No, this is not a political question. This is much bigger, a man vs. nature question. I have a fair idea of my place in the universe, which is not much. I am tiny piece of protoplasm floating around in a remote part of one galaxy in a billion. If me and my entire planet were to vanish overnight, no one but us would ever notice. One way or the other, we are going to do that someday, anyway.

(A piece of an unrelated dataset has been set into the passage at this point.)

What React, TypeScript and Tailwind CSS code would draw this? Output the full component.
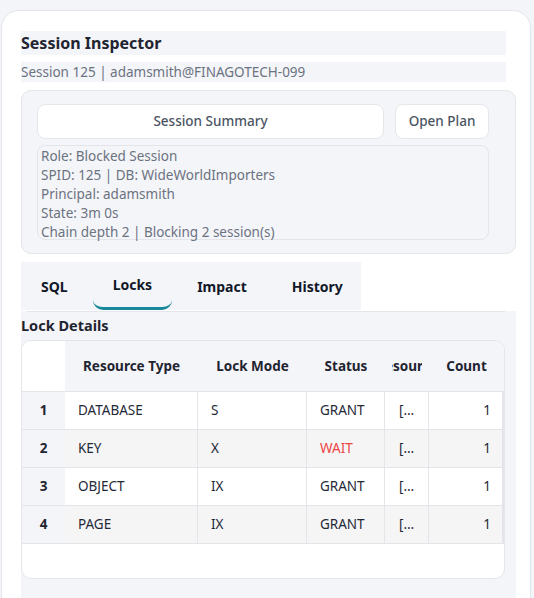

Somehow, though, human beings have the idea that we are special. Further, they have the feeling that we are somehow in control of things. I think that’s because most of us have huge egos, for the first part, and because we have been clever enough to exert some control over our immediate micro environment, for the latter. We can close it in, we can heat it, cool it, and light it. I’m sorry, but that’s not really a big deal. Besides, it is most apparent that we are having much larger effects on the greater macro environment, but they are all unintended and highly negative, like global warming and pollution.
Next time you think we have control over our own destinies, just take a look at the news. The event that jumps out right now is the recent earthquake in Chile. I know, you think it can’t happen right now and right where you are. Well, you’re wrong. I used to live in California and went through a lot of earthquakes. Now I live in Kansas, so I’m immune, right? Wrong. I live right next to the fault (the New Madrid) that caused the largest earthquake in U.S. history.
It seems that a volcano of some significance blows its top every few years, somewhere. But most of those are someplace else and won’t ever affect you, right? Wrong. One of the largest volcanoes in the world lies under most of Yellowstone Park (The Yellowstone Caldera) and is way overdue for eruption. The ash from the explosion from that super-volcano would bury places like Omaha, Kansas City, Des Moines, Chicago, Cleveland and Cincinnati under 12-30 feet (feet!) of white hot residue, with dire effects from coast to coast and border to border. Bye, bye, U.S.
Then there is the not-so-friendly tsunami, the rapidly-spreading deadly virus , the incoming earth-busting meteor, and a whole score of other disastrous possibilities. Global warming alone, with the expected rise in ocean levels and shift in agricultural zones, is very likely to completely disrupt the lives of most people on the planet, and yet it is but a relatively minor shift in the way the planet works. Some scientists are convinced that the change in the weather will lead to a planet-wide ice age, which very few human beings would live through.
Don’t kid yourself. We are living at the unconscious mercy of a random, uncaring universe. I am the first to say that the universe is a marvelous and fascinating place. Logic tells me, however, that it is at least as dangerous as it is marvelous. Ask the dinosaurs.